The arts need loving –– and donations, too. Amphibian Stage Productions has provided innovative live theater for 17 years. Through its education outreach program, Tad-Poles, the nonprofit provides stilt-walking lessons that teach choreography, music, and dance for at-risk youths.
Pairing Fort Worth school district students with enriching arts-based learning has been the mission of Imagination Fort Worth for 25 years. The nonprofit’s staff uses the arts to reinforce academic disciplines through a teaching approach known as arts integration. Think: paintings that illustrate historical events and songs that help students memorize the periodic table of elements.
Singing is only one of the skills taught at the 55-year-old Texas Girls’ Choir. The program, which consists of several choral groups, teaches etiquette and bullying awareness while providing advice on college applications. The group’s founder, Shirley Carter, would be proud to see this ensemble continue to perform locally and abroad.
The Fort Worth chapter of the Hispanic Women’s Network of Texas promotes the participation of Hispanic women in public, corporate, and civic arenas through workshops, leadership training, and academic scholarships. For Latinos, MANO (Men Advancing New Opportunities) provides mentoring opportunities that encourage academic success in college and beyond.
The WARM Place provides twice-a-month peer-support groups for children and adults who have experienced the death of a loved one.

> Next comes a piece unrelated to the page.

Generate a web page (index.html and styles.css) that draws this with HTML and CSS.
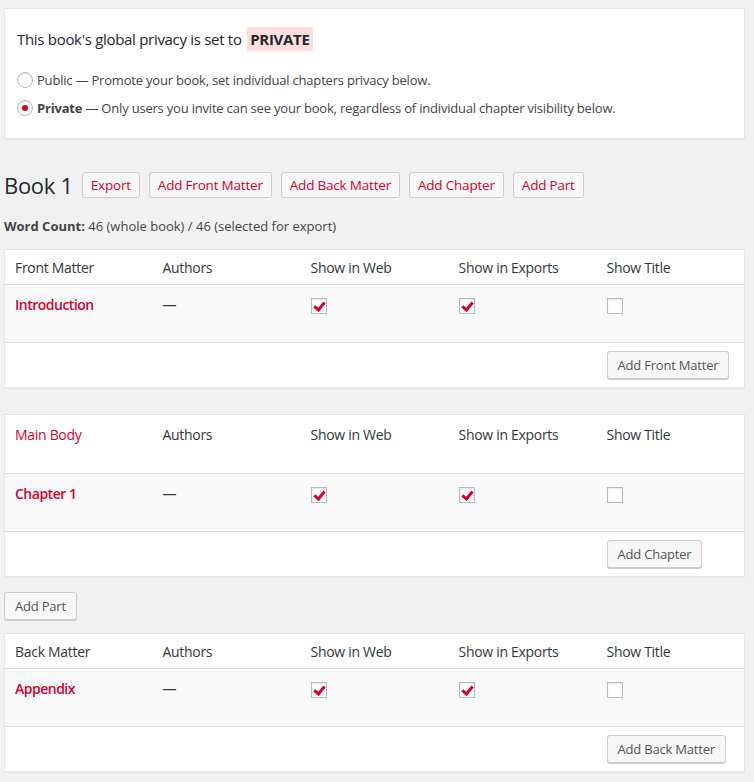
FILE: index.html
```html
<!DOCTYPE html>
<html lang="en">
<head>
<meta charset="utf-8">
<title>Organize</title>
<link rel="stylesheet" href="styles.css">
</head>
<body>
<div class="wrap">
  <div class="card privacy">
    <h2 class="privacy-title">This book's global privacy is set to <span class="badge">PRIVATE</span></h2>
    <label class="radio-row"><span class="radio"></span><span>Public — Promote your book, set individual chapters privacy below.</span></label>
    <label class="radio-row"><span class="radio checked"></span><span><b>Private</b> — Only users you invite can see your book, regardless of individual chapter visibility below.</span></label>
  </div>

  <div class="book-head">
    <h1 class="book-title">Book 1</h1>
    <a class="btn red">Export</a>
    <a class="btn red">Add Front Matter</a>
    <a class="btn red">Add Back Matter</a>
    <a class="btn red">Add Chapter</a>
    <a class="btn red">Add Part</a>
  </div>
  <p class="word-count"><b>Word Count:</b> 46 (whole book) / 46 (selected for export)</p>

  <table class="card list">
    <thead><tr><th>Front Matter</th><th>Authors</th><th>Show in Web</th><th>Show in Exports</th><th>Show Title</th></tr></thead>
    <tbody><tr><td><a class="title">Introduction</a></td><td>—</td><td><span class="cb on"></span></td><td><span class="cb on"></span></td><td><span class="cb"></span></td></tr></tbody>
    <tfoot><tr><td colspan="4"></td><td><a class="btn grey">Add Front Matter</a></td></tr></tfoot>
  </table>

  <table class="card list tall">
    <thead><tr><th><a class="part">Main Body</a></th><th>Authors</th><th>Show in Web</th><th>Show in Exports</th><th>Show Title</th></tr></thead>
    <tbody><tr><td><a class="title">Chapter 1</a></td><td>—</td><td><span class="cb on"></span></td><td><span class="cb on"></span></td><td><span class="cb"></span></td></tr></tbody>
    <tfoot><tr><td colspan="4"></td><td><a class="btn grey">Add Chapter</a></td></tr></tfoot>
  </table>

  <a class="btn grey add-part">Add Part</a>

  <table class="card list">
    <thead><tr><th>Back Matter</th><th>Authors</th><th>Show in Web</th><th>Show in Exports</th><th>Show Title</th></tr></thead>
    <tbody><tr><td><a class="title">Appendix</a></td><td>—</td><td><span class="cb on"></span></td><td><span class="cb on"></span></td><td><span class="cb"></span></td></tr></tbody>
    <tfoot><tr><td colspan="4"></td><td><a class="btn grey">Add Back Matter</a></td></tr></tfoot>
  </table>
</div>
</body>
</html>
```

FILE: styles.css
```css
html, body {
  margin: 0;
  background: #f1f1f1;
}
body {
  font-family: "Open Sans", "Noto Sans", sans-serif;
  color: #444;
  font-size: 13px;
}
.wrap {
  padding: 8px 9px 0 4px;
}
.card {
  background: #fff;
  border: 1px solid #e5e5e5;
  box-shadow: 0 1px 1px rgba(0,0,0,0.04);
}
.privacy {
  padding: 15px 12px 15px 12px;
  height: 99px;
}
.privacy-title {
  margin: 3px 0 15px;
  font-size: 15px;
  font-weight: 400;
  color: #23282d;
  letter-spacing: -0.3px;
}
.badge {
  display: inline-block;
  background: #ffdede;
  font-weight: 700;
  padding: 2px 3px;
  margin-left: 2px;
}
.radio-row {
  display: flex;
  align-items: center;
  gap: 4px;
  height: 28px;
  font-size: 13px;
  color: #444;
  letter-spacing: -0.2px;
}
.radio {
  width: 14px;
  height: 14px;
  border-radius: 50%;
  border: 1px solid #b4b9be;
  box-shadow: inset 0 1px 2px rgba(0,0,0,0.1);
  background: #fff;
  display: flex;
  align-items: center;
  justify-content: center;
  flex: none;
}
.radio.checked::after {
  content: "";
  width: 6px;
  height: 6px;
  border-radius: 50%;
  background: #d4002d;
}
.book-head {
  display: flex;
  align-items: center;
  gap: 9px;
  margin-top: 33px;
}
.book-title {
  margin: 0;
  font-size: 22px;
  font-weight: 400;
  color: #23282d;
  line-height: 26px;
  letter-spacing: -0.3px;
}
.btn {
  display: inline-flex;
  align-items: center;
  height: 24px;
  padding: 0 8px;
  border: 1px solid #ccc;
  border-radius: 3px;
  background: #f7f7f7;
  font-size: 13.5px;
  white-space: nowrap;
  letter-spacing: -0.2px;
}
.btn.red {
  color: #d4002d;
}
.btn.grey {
  color: #555;
  height: 26px;
  padding: 0 10px;
  box-shadow: 0 1px 0 #ccc;
  font-size: 13px;
}
.word-count {
  margin: 19px 0 14px;
  font-size: 13px;
}
.list {
  width: 100%;
  border-collapse: collapse;
  table-layout: fixed;
  font-size: 14px;
  letter-spacing: -0.3px;
  margin-bottom: 26px;
}
.list th {
  text-align: left;
  font-weight: 400;
  color: #32373c;
  padding: 0 10px;
  height: 34px;
  border-bottom: 1px solid #e1e1e1;
  vertical-align: middle;
}
.list.tall {
  margin-bottom: 0;
}
.list.tall th {
  height: 48px;
  vertical-align: top;
  padding-top: 10px;
}
.list tbody td {
  background: #f9f9f9;
  padding: 10px 10px 0;
  height: 47px;
  vertical-align: top;
  border-bottom: 1px solid #e1e1e1;
  color: #32373c;
}
.list tfoot td {
  height: 44px;
  padding: 0 10px;
  vertical-align: middle;
}
.title {
  color: #d4002d;
  font-weight: 600;
  letter-spacing: -0.5px;
}
.part {
  color: #d4002d;
}
.cb {
  display: block;
  width: 14px;
  height: 14px;
  margin-top: 3px;
  border: 1px solid #b4b9be;
  background: #fff;
  box-shadow: inset 0 1px 2px rgba(0,0,0,0.1);
  position: relative;
}
.cb.on::after {
  content: "";
  position: absolute;
  left: 4px;
  top: 1px;
  width: 4px;
  height: 8px;
  border-right: 3px solid #d4002d;
  border-bottom: 3px solid #d4002d;
  transform: rotate(40deg);
}
.add-part {
  margin: 15px 0 13px;
}
```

The charity provides free youth services that include drawing, painting, journaling, and other activities that encourage the kids to share feelings they might not otherwise be willing to.
One in six Tarrant County residents faces uncertain or inadequate access to food, according to the Tarrant Area Food Bank. Taste Project takes a novel approach to addressing that problem, serving up good karma and quality nutritious meals at a price anyone can afford. The three-tiered pricing includes: pay what you can afford, pay what you typically would, and pay what you typically would plus a little extra.
Homelessness often seems like an intractable problem. The current homeless count in Fort Worth is 1,594, according to the Tarrant County Homeless Coalition. Other groups, including several local shelter directors, put that number even higher. While the city, through its Directions Home program, is focused on rapid re-housing, a new nonprofit sees job placement as a priority. The Leg Up Program provides employment readiness training, résumé assistance, interview coaching, and life skills lessons, among other forms of aid.
Whatever your charitable inclinations are, do some research before giving. Nonprofits vary widely on the percentage of revenue that actually goes toward their missions. Two great resources are Guidstar.org and Charitywatch.org.